The Cause and Effect of a Cost System

Sep 10, 2014

I tripped over a crack in the sidewalk and scraped my knee; it is raining outside and I got wet; my feet were cold so I put on socks and my feet are now warm. The sky is blue my hair is blonde; today is Wednesday my phone rang; I sit a desk all day and it is raining. Hopefully, you were able to see the causation in my first sentence. For instance, I got a scrape on my knee because I tripped on the sidewalk. However, the fact that the is sky blue  has nothing to do with my hair being blonde. This cause and effect relationship is not always so apparent in a costing framework.

Cause-EffectWhen allocating costs that cannot be directly assigned to a product or process, they need to be assigned based on a specific driver or, something that causes those costs to occur. For example, labor costs occur because of an individual directly working on a product. Or electrical costs are being incurred due to machinery running, etc. Typical drivers are machine hours, labor hours, square footage, or some other similar factor. The important thing is that the driver does have some correlation, meaning when the driver occurs a cost is incurred.

There are statistical techniques used to determine how directly correlated two or more items are. What types of techniques have you used? One I use often is regression analysis.

Regression analysis is a statistical technique done in Excel.

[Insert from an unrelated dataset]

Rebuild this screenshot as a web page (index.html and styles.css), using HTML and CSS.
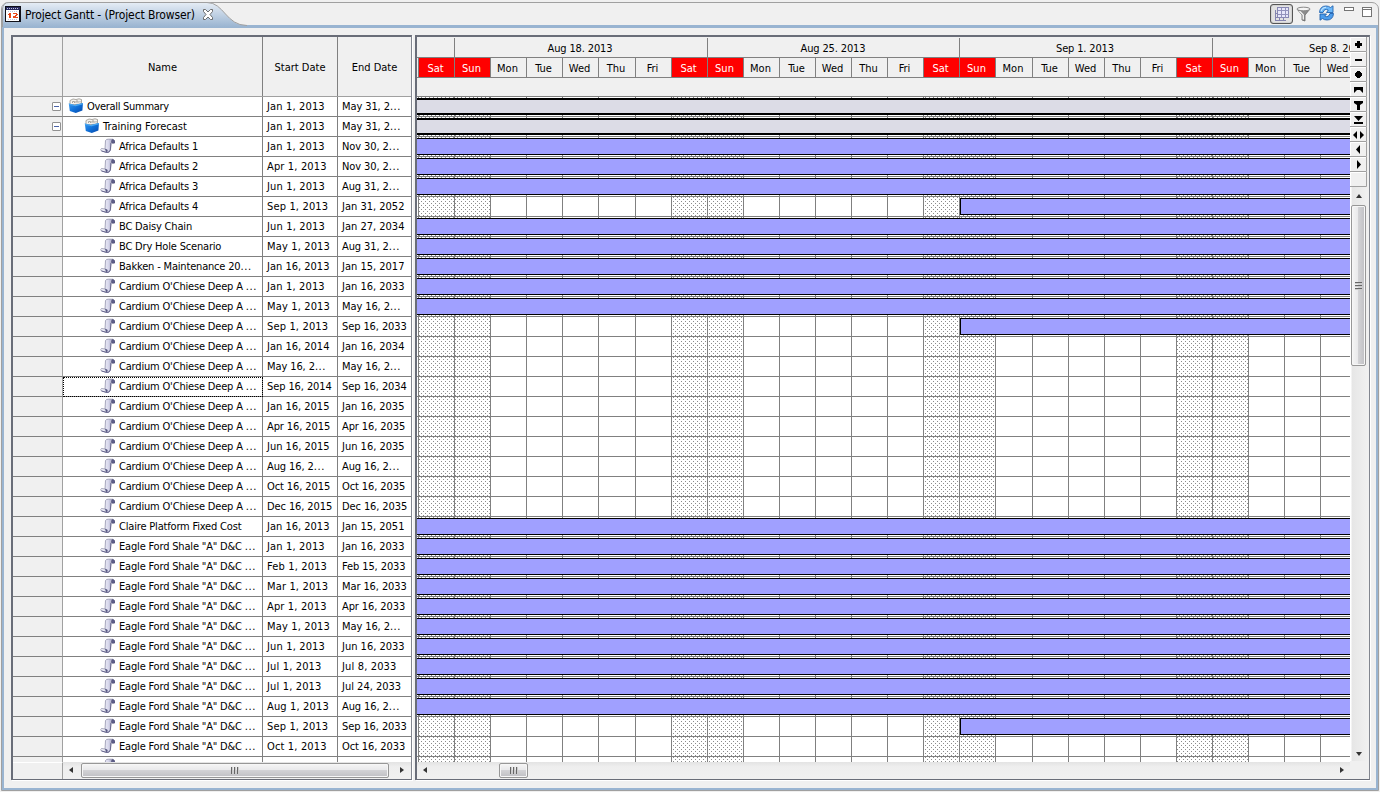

Regression estimates the relationship between a dependent and independent variable. Meaning, regression determines how a dependent variable will change when one of the independent variables changes, holding all else constant. Regression uses the coefficient of determination, or R squared to determine how closely related two items are. This helps to eliminate any possible correlation without causation. Regression is an excellent statistical tool, but again it cannot be used inside of a vacuum but some additional analysis should be performed. Regardless as of what technique you are using, it is important to verify that the allocations are done are based on actual cause and effect relationships. Arbitrarily assigning costs will give you unreasonable arbitrary results.